We look to our universities to form and mould the leaders of the future. It is a responsibility that they assume in earnest and honour. These hazings are a product of long-standing tradition, they’re part and parcel of the student experience. Perhaps they even make leaders of chaff. And perhaps, just perhaps, there are those among these 18 young people who are already developing skills of connivance and deceit which will be turned again to their advantage when, at length, they perhaps do achieve high office.
“I cannot look into another man’s conscience,” says Thomas More in the play about him. Nor can any of us. And it’s for that reason, if none else, that courts pay little heed to a troubled conscience.
Far less adjudicating an accused’s guilt feelings, perhaps the law should occupy itself with greater endeavour with what a hazing is, what it can become and what it may not be. That, at the very least, this State owes to the memory of Sanda Dia.
I was surprised to read this: “Als dopen niet meer mogen doorgaan, is het aan de wetgever om het te verbieden” – If hazing is no longer to be possible, it’s up to parliament to forbid it” (Joris Van Cauter, attorney at law).

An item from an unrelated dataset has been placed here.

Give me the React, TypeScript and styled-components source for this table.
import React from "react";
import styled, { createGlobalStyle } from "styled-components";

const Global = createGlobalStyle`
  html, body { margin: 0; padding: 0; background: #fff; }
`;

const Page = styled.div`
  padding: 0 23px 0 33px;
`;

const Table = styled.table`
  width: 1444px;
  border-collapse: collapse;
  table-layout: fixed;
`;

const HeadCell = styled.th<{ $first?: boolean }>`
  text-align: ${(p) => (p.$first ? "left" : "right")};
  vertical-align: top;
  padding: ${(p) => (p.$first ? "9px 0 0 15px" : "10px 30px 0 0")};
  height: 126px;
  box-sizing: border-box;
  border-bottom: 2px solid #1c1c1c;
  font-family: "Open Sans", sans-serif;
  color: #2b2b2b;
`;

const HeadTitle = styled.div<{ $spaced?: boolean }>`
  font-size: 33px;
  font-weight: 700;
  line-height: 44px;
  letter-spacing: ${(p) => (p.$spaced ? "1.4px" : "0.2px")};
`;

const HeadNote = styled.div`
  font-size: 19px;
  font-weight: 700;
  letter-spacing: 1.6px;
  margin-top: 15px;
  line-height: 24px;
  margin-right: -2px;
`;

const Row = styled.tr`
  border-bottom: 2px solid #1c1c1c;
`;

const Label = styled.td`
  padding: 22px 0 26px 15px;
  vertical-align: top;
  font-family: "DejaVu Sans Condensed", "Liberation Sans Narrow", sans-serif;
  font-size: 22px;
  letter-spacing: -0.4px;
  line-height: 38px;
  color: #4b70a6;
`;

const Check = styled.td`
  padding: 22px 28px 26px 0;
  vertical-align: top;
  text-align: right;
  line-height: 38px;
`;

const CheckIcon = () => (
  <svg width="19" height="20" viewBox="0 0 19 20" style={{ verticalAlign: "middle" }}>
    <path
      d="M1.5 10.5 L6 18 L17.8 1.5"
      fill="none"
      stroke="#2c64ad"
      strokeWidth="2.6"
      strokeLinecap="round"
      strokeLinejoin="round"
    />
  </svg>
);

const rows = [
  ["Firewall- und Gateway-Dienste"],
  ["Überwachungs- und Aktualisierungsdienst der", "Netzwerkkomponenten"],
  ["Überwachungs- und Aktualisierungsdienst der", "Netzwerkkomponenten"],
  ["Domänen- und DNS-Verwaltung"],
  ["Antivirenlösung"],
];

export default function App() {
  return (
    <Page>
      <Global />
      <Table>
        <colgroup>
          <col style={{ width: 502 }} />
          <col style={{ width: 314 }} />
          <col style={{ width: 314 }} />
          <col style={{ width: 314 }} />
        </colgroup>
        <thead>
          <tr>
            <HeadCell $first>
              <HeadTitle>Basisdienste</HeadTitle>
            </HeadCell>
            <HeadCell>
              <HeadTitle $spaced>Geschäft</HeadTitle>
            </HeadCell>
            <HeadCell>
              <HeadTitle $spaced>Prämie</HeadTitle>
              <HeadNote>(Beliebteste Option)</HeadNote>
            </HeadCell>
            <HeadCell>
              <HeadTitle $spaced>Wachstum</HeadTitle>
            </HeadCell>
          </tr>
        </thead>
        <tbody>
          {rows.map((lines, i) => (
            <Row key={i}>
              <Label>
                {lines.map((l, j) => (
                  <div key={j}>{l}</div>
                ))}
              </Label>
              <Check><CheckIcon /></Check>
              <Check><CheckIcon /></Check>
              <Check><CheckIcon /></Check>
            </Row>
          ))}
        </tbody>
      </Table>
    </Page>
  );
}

If hazing, whatever form it takes, escapes the ordinary Belgian law principles governing the integrity of the person, perhaps for reasons related to consent, that consent is surely vitiated, extracted as a matter of purported honour, of acceptance, of entry to the circle the supplicant seeks to become a part of. As the test the supplicant is put through intensifies in its violence, that does not augment the constructive nature of the consent that is given, it betokens simply an augmentation in the duress that is applied in order to secure consent that is by then a mere formality. In Scots law, a victim cannot consent to an assault. So, if the same impossibility exists in Belgium to give consent to an assault of oneself, it would seem that, in its more extreme form, parliament could have already long since forbidden hazing. Even if, perversely, the standard falls back from “not causing harm to the hazee” to become simply “not causing his death” and, if everything’s okay provided you don’t actually kill him, that’s still a fairly hard level of endurance for any individual.
Assault in England is any act by which fear of harm is procured in the victim’s mind. It isn’t actually hitting someone. That is battery. As assault and battery, they each constitute an aggravation of the other in theory and, in practice, a single crime, whose commission must be intended. In Sanda Dia’s case, the charge against the defendants is not assault but culpable homicide: the taking of another’s life absent the intent to do so.
The law on whether consent can exclude guilt of the crime of assault varies from one jurisdiction to another. It’s an area pitted with exceptions and inconsistencies: consent excludes liability when taking part in contact sports or when smoking; but not when you’re asked if you mind standing in freezing water for an entire day in December while buckets of water are poured over you? The question is more what standard of care you can expect of your assaulter, regardless of what consent you might or might not have given or required to give. Turn the question away from the victim under his duress, and onto the perpetrator and theirs.